Election 2010 was one Labour did not look like winning. Three times elected, the party looked tired. Brown’s premiership, taken over from Tony Blair in 2007, had begun with much talk of renewal and some early scores, notably international regard for Brown’s handling of the global financial crisis, but it got bogged down.
However, the Conservatives, who for significant periods from 2007 had looked as if they would easily command an overall majority on their own, had, in the American phrase, “failed to close the deal”.Voters became concerned that leader David Cameron did not have the experience necessary to take over No 10 Downing Street.
Morale in the House of Commons before parliament’s dissolution was at its lowest for decades, as the standing of MPs in the public’s eyes collapsed in the wake of the disclosure that many had been involved in systematic abuse of the rules regarding expenses, some for years, as shown in a computer disc sold to the Daily Telegraph.
In all, almost 150 MPs decided not to run again – including 100 from Labour and 35 from the Tory party, the largest number not to stand since the 1945 election.
This cleared the way for a new generation of candidates – many of whom had cut their teeth in the House of Commons as researchers and later special advisers, rather than in the real world.
There was much that was new, or unusual about Election 2010.
The leaders of each of the three main parties – Brown, Cameron and Nick Clegg of the Liberal Democrats – had never faced the British electorate in the headline role, the first time this happened since 1979 when Margaret Thatcher, James Callaghan and David Steel had occupied the roles.
Equally, it was the first time that US and Irish-style leaders’ debates involving the three main parties were to be part of the agenda. This followed a lengthy campaign conducted by Sky News, supported later by the BBC and ITV. Labour eventually agreed, as did the Conservatives, although the latter had more reason to rue their decision subsequently.
The first debate, held in the Granada TV studios in Manchester, created a sensation. Liberal Democrat leader Nick Clegg was fluent, interested and interesting, and persuasive as he encouraged voters to think anew, to think outside the old party allegiances.
His opponents, each believing they might need him after the election, rushed to “agree with Nick”.
The Liberal Democrats’ poll ratings surged, with growing speculation that the third party of British politics, long-ignored and often ridiculed, could overtake Labour. In the end, however, they lost Commons seats, down five to 57, but with the largest vote share in its history.
More importantly, the final numbers made the party the pivot on which the new government would be formed.
The Conservative leader quickly took control, surprising many of his colleagues and even more of his backbenchers, with a generously toned enticement to the Liberal Democrats, offering a fully-fledged, co-operative coalition, as long as it accepted the Conservative analysis that major spending cuts were necessary to right the country’s finances.

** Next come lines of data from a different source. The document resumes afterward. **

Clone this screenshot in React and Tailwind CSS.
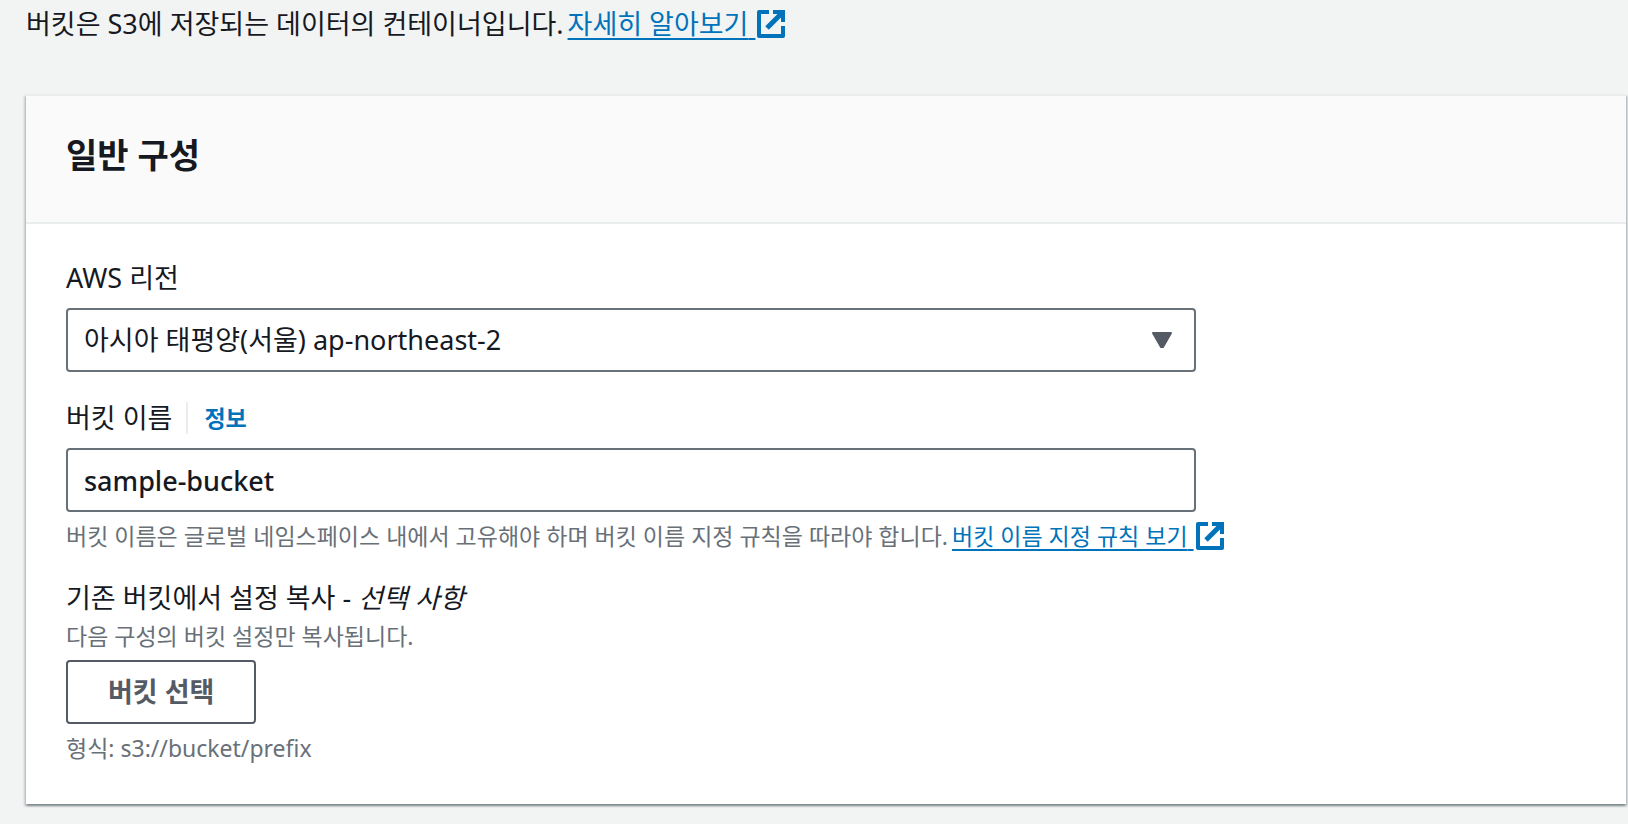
import React from "react";

function ExternalIcon() {
  return (
    <svg viewBox="0 0 28 28" className="h-7 w-7 shrink-0" fill="none" stroke="currentColor" strokeWidth="4" aria-hidden="true">
      <path d="M12 2H2v24h24V16" strokeLinejoin="round" />
      <path d="M16 2h10v10" />
      <path d="M10 18 25 3" strokeWidth="5" />
    </svg>
  );
}

function ExternalLink({ children }) {
  return (
    <a href="#" className="inline-flex items-center gap-0.5 text-[#0073bb]">
      <span className="whitespace-pre underline decoration-2 underline-offset-4">{children} </span>
      <ExternalIcon />
    </a>
  );
}

const fieldBox =
  "block h-16 w-full appearance-none rounded border-2 border-[#687078] bg-white px-4 text-[27px] text-[#16191f] outline-none";
const hint = "text-[23px] leading-8 text-[#687078]";

export default function App() {
  return (
    <div className="min-h-screen bg-[#f2f3f3] pr-0.5 pb-4 pl-[26px] font-['Noto_Sans','Noto_Sans_CJK_KR',sans-serif] text-[27px] leading-9 text-[#16191f]">
      <p className="flex flex-wrap items-center gap-x-1 pt-1.5">
        <span>버킷은 S3에 저장되는 데이터의 컨테이너입니다.</span>
        <ExternalLink>자세히 알아보기</ExternalLink>
      </p>

      <section className="mt-[52px] border-t-2 border-[#eaeded] bg-white shadow-[0_2px_2px_0_rgba(0,28,36,0.3),2px_2px_2px_0_rgba(0,28,36,0.15),-2px_2px_2px_0_rgba(0,28,36,0.15)]">
        <header className="border-b-2 border-[#eaeded] bg-[#fafafa] px-10 pt-[38px] pb-[46px]">
          <h2 className="text-[34px] leading-[42px] font-bold">일반 구성</h2>
        </header>

        <div className="px-10 pt-9 pb-10">
          <div className="max-w-[1130px]">
            <label htmlFor="region" className="block">AWS 리전</label>
            <div className="relative mt-3">
              <select id="region" className={fieldBox}>
                <option>아시아 태평양(서울) ap-northeast-2</option>
              </select>
              <svg viewBox="0 0 20 16" className="pointer-events-none absolute top-6 right-6 h-4 w-5" fill="#545b64" stroke="#545b64" strokeWidth="2" strokeLinejoin="round" aria-hidden="true">
                <path d="M1 1h18l-8 14h-2z" />
              </svg>
            </div>
          </div>

          <div className="mt-7 max-w-[1130px]">
            <div className="flex items-center">
              <label htmlFor="bucket">버킷 이름</label>
              <a href="#" className="ml-3.5 border-l-2 border-[#eaeded] pl-4 text-[23px] leading-8 font-bold text-[#0073bb]">정보</a>
            </div>
            <input id="bucket" type="text" defaultValue="sample-bucket" className={`mt-3 font-medium ${fieldBox}`} />
          </div>
          <p className={`mt-2 flex flex-wrap items-center gap-x-1 ${hint}`}>
            <span>버킷 이름은 글로벌 네임스페이스 내에서 고유해야 하며 버킷 이름 지정 규칙을 따라야 합니다.</span>
            <ExternalLink>버킷 이름 지정 규칙 보기</ExternalLink>
          </p>

          <div className="mt-7">
            <h3>기존 버킷에서 설정 복사 - <em>선택 사항</em></h3>
            <p className={`mt-1 ${hint}`}>다음 구성의 버킷 설정만 복사됩니다.</p>
            <button type="button" className="mt-2 h-16 rounded border-2 border-[#545b64] bg-white px-10 text-[27px] font-bold text-[#545b64]">버킷 선택</button>
            <p className={`mt-2 ${hint}`}>형식: s3://bucket/prefix</p>
          </div>
        </div>
      </section>
    </div>
  );
}
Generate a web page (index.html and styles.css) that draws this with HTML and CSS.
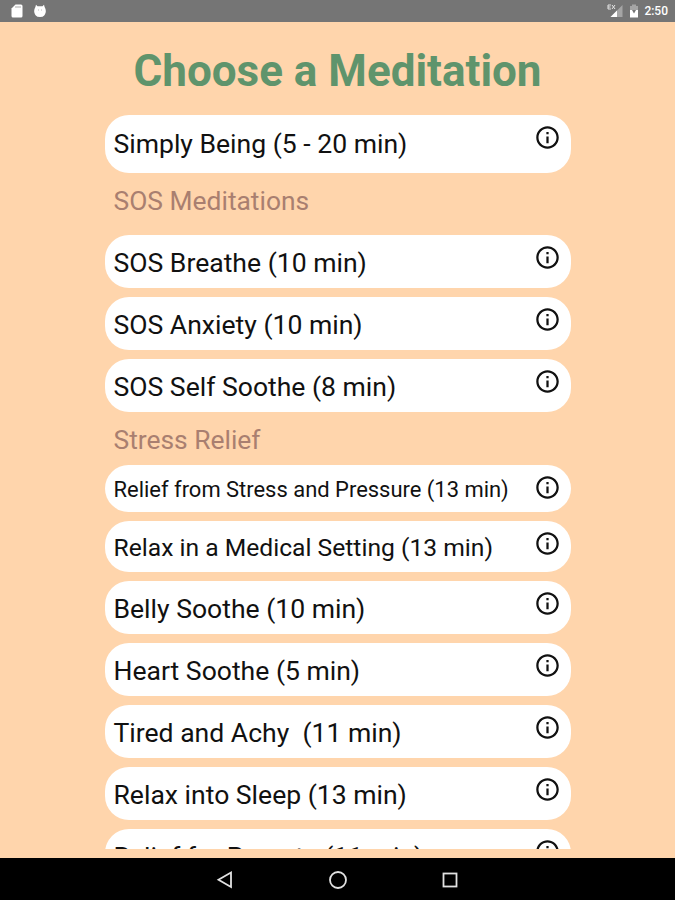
FILE: index.html
```
<!DOCTYPE html>
<html lang="en">
<head>
    <meta charset="UTF-8">
    <meta name="viewport" content="width=device-width, initial-scale=1.0">
    <title>Choose a Meditation</title>
    <link rel="stylesheet" href="styles.css">
</head>
<body>
    <svg class="defs" width="0" height="0">
        <symbol id="info" viewBox="0 0 24 24">
            <path d="M11 7h2v2h-2zm0 4h2v6h-2zm1-9C6.48 2 2 6.48 2 12s4.48 10 10 10 10-4.48 10-10S17.52 2 12 2zm0 18c-4.41 0-8-3.59-8-8s3.59-8 8-8 8 3.59 8 8-3.59 8-8 8z"/>
        </symbol>
    </svg>

    <div class="status-bar">
        <div class="status-left">
            <svg width="12" height="14" viewBox="0 0 12 14"><path d="M4.5 0.5H10a1.5 1.5 0 0 1 1.500 1.500V12a1.500 1.500 0 0 1-1.500 1.500H2A1.500 1.500 0 0 1 .5 12V4.500z" fill="#fff"/><path d="M5 2v2M7 2v2M9 2v2" stroke="#aaa"/></svg>
            <svg width="12" height="14" viewBox="0 0 12 14"><path d="M2 .8l1.500 1.400h5L10 .8l.6 2.200C12.300 5.500 12.300 9 10.200 11.500Q9 13 6 13T1.800 11.500C-.3 9-.3 5.500 1.400 3z" fill="#fff"/><path d="M4.500 5v2M7.500 5v2" stroke="#ddd"/></svg>
        </div>
        <div class="status-right">
            <svg width="17" height="14" viewBox="0 0 17 14"><path d="M15.500 1v12H3.500z" fill="#a5a5a5"/><path d="M10 6.500V13H3.500z" fill="#fff"/><path d="M4 1H1v4h3M1 3h2.500M5 1l3 4M8 1L5 5" fill="none" stroke="#e4e4e4"/></svg>
            <svg class="battery" width="10" height="14" viewBox="0 0 10 14"><path d="M3 .5h4V2h2v5H1V2h2z" fill="#a5a5a5"/><path d="M1 6h8v7.500H1z" fill="#fff"/><path d="M3 6h4L5 9.500z" fill="#757575"/></svg>
            <span class="clock">2:50</span>
        </div>
    </div>

    <div class="screen">
        <h1>Choose a Meditation</h1>
        <div class="list">
            <div class="card card-tall"><span>Simply Being (5 - 20 min)</span><svg class="info"><use href="#info"/></svg></div>

            <h2 class="sos">SOS Meditations</h2>
            <div class="card"><span>SOS Breathe (10 min)</span><svg class="info"><use href="#info"/></svg></div>
            <div class="card"><span>SOS Anxiety (10 min)</span><svg class="info"><use href="#info"/></svg></div>
            <div class="card"><span>SOS Self Soothe (8 min)</span><svg class="info"><use href="#info"/></svg></div>

            <h2>Stress Relief</h2>
            <div class="card card-small"><span>Relief from Stress and Pressure (13 min)</span><svg class="info"><use href="#info"/></svg></div>
            <div class="card card-medium"><span>Relax in a Medical Setting (13 min)</span><svg class="info"><use href="#info"/></svg></div>
            <div class="card"><span>Belly Soothe (10 min)</span><svg class="info"><use href="#info"/></svg></div>
            <div class="card"><span>Heart Soothe (5 min)</span><svg class="info"><use href="#info"/></svg></div>
            <div class="card"><span>Tired and Achy&nbsp; (11 min)</span><svg class="info"><use href="#info"/></svg></div>
            <div class="card"><span>Relax into Sleep (13 min)</span><svg class="info"><use href="#info"/></svg></div>
            <div class="card"><span>Relief for Parents (11 min)</span><svg class="info"><use href="#info"/></svg></div>
        </div>
    </div>

    <div class="nav-bar">
        <svg width="20" height="20" viewBox="0 0 20 20"><path d="M16 2.500v14.500L3.500 9.800z"/></svg>
        <svg width="20" height="20" viewBox="0 0 20 20"><circle cx="10" cy="10" r="8"/></svg>
        <svg width="20" height="20" viewBox="0 0 20 20"><rect x="3.500" y="3.500" width="13" height="13"/></svg>
    </div>
</body>
</html>
```
FILE: styles.css
```
body {
    font-family: Roboto, sans-serif;
    background: #ffd5ac;
    display: flex;
    flex-direction: column;
    height: 900px;
    margin: 0;
    overflow: hidden;
}

.defs {
    display: none;
}

.status-bar {
    display: flex;
    justify-content: space-between;
    align-items: center;
    flex: none;
    height: 22px;
    padding: 0 7px 0 11px;
    box-sizing: border-box;
    background: #757575;
    color: #fff;
}

.status-left {
    display: flex;
    gap: 11px;
}

.status-right {
    display: flex;
    align-items: center;
}

.battery {
    margin: 0 5px 0 5px;
}

.clock {
    font-size: 12px;
    font-weight: 500;
    line-height: 24px;
}

.screen {
    display: flex;
    flex-direction: column;
    flex: 1;
    min-height: 0;
    padding-bottom: 9px;
}

h1 {
    flex: none;
    margin: 0;
    height: 93px;
    line-height: 98px;
    font-size: 44px;
    font-weight: 700;
    text-align: center;
    color: #5f946c;
}

.list {
    flex: 1;
    min-height: 0;
    width: 466px;
    margin: 0 auto;
    overflow: hidden;
}

.card {
    display: flex;
    justify-content: space-between;
    align-items: center;
    height: 53px;
    margin-bottom: 9px;
    padding: 2px 10px 0 9px;
    box-sizing: border-box;
    border-radius: 24px;
    background: #fff;
    color: #111;
    font-size: 26.55px;
    white-space: nowrap;
}

.card-tall {
    height: 57.5px;
    margin-bottom: 0;
    padding-top: 0;
}

.card-medium {
    height: 51px;
    font-size: 24.65px;
}

.card-small {
    height: 47px;
    font-size: 21.95px;
}

.info {
    align-self: flex-start;
    width: 27px;
    height: 27px;
    margin-top: 7px;
    fill: #111;
}

.card-tall .info {
    margin-top: 9px;
}

h2 {
    margin: -9px 0 0;
    padding-left: 9px;
    height: 53px;
    line-height: 56px;
    font-size: 26.4px;
    font-weight: 400;
    color: #a97f70;
}

h2.sos {
    margin: 0;
    height: 62.5px;
}

.nav-bar {
    display: flex;
    justify-content: center;
    align-items: center;
    gap: 92.5px;
    flex: none;
    height: 42px;
    padding-top: 1px;
    box-sizing: border-box;
    background: #000;
}

.nav-bar svg {
    fill: none;
    stroke: #e2e2e2;
    stroke-width: 1.8;
}
```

The talks went on for five days. Cameron and Clegg met frequently and got on well. So, too, did their negotiators. Trying to keep an outside bet alive, the Liberal Democrats also spoke to Labour, although the relationship went nowhere. The smaller party was convinced that offers made were not genuine and that, even if they were, they could not be delivered upon.
In a bid to stave off the wilderness years, Brown decided on Monday, May 10th, to announce that he would quit in the September, but shortly afterwards Labour was convinced that Clegg wanted to do a deal with Cameron. The following day, even before the pact had been finalised, Brown went to Buckingham Palace and quit, surprising even the queen.
Since then, the Liberal Democrats, as smaller parties so often do, have suffered in coalition, particularly with the recent bitter battles about tuition fees.
This has led to fears that many of the 2010 seats, on the back of votes from third-level students, will be vulnerable next time. Clegg and others have urged colleagues to hold their ground believing that matters will turn by 2015, if by then the economy has been turned right.
Equally, Cameron will not have everything his own way.
Many in his party are becoming increasingly convinced that he is a not a true Conservative, driven with ambition for one-party rule. If anything, they believe he is a natural coalitionist, happy with the compromises of sharing, as long as most of the compromises are in his favour; but, equally happy to use the existence of the coalition as a means of fending off his far-right contingent’s demands.
However, politics will not be fought just inside the Houses of Parliament. The tuition fee protests have shown that tens of thousands are prepared to take
to the streets. For now, it is students, soon, it will be public servants and those who depend
on their services who will do so, once billions worth of public spending cuts bite hard.
This year brought power for Cameron and Clegg; 2011 will bring some baleful fruit.